Thursday, July 18, 2013

American Folk Hero: Colonel Charles Young




The term “hero” means so many different things. The dictionary definition says a hero is someone who is admired for noble qualities. While, yes, this is often the case, there are so many different types of heroes – including those who aren't noble.  To some, a hero is a literal superhero like Superman, or maybe it’s a mom who serves in the military or a man who saved your life. Heroes can also be people you never met but who had the courage to go against the grain of society's boundaries and make something of themselves.

Colonel Charles Young was the third African American to graduate from West Point, the first black military attaché, the first black to achieve the status of colonel, the first black U.S. national park superintendent, and the highest-ranking black officer in the U.S. Army until 1922 when he passed. The amount of firsts in that brief summary have no doubt made Colonel Young a man worthy of admiration by all.

After his family became freed from slavery, he was also the first black to graduate from an all-white high school in Ohio at 16. He graduated from West Point and his military career progressed until he finally became the Captain in the Cavalry commanding a segregated black company. In 1903 he received orders to take his troops to Sequoia National Park to handle the daunting task of fixing the underdeveloped and hard to visit park that 13 years of previous leaders could not seem to manage.

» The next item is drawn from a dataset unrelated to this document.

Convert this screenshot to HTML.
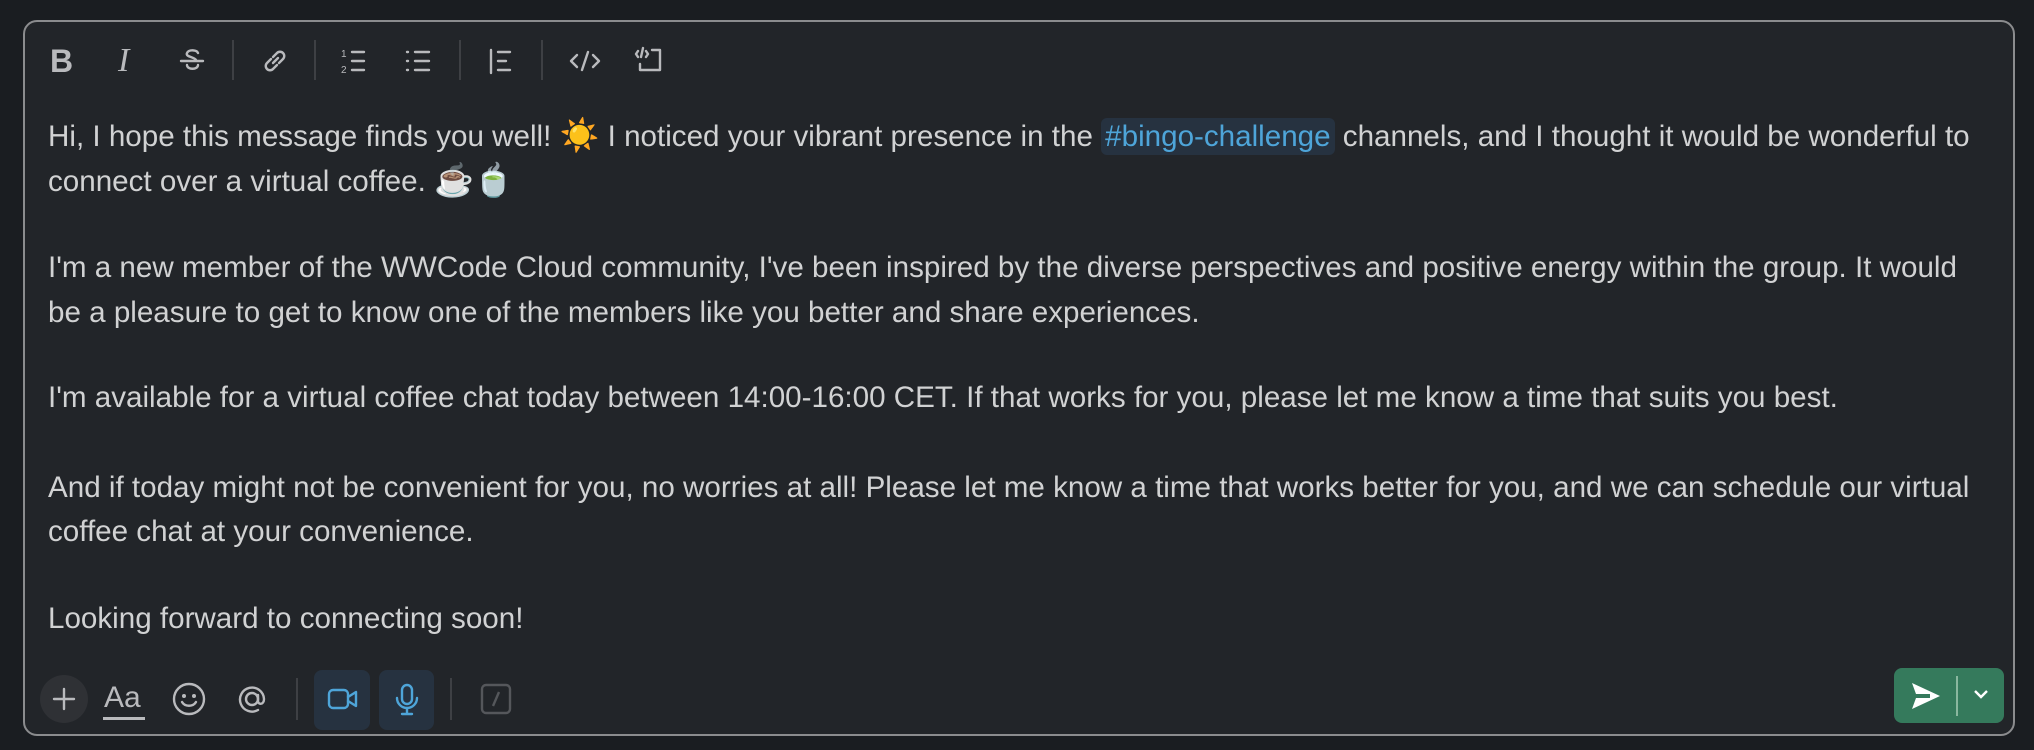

In that summer, Young nearly doubled the mileage of the wagon road that now leads to the famous Moro Rock.
The Ninth Calvary and the Tenth Calvary, with whom Young served, were infamously nicknamed the “BuffaloSoldiers” because of the Indian Wars. The honor and dignity Young brought to every assignment he worked on over 28 years made him a true folk hero, and a figure that many admire. The roads that he pushed so hard to build are now used by tourists in the Sequoia National Park every day and by being a black man who succeeded in a prejudiced society, he’s giving each of us the inspiration and courage to face life’s daily challenges because it’s never impossible to overcome them.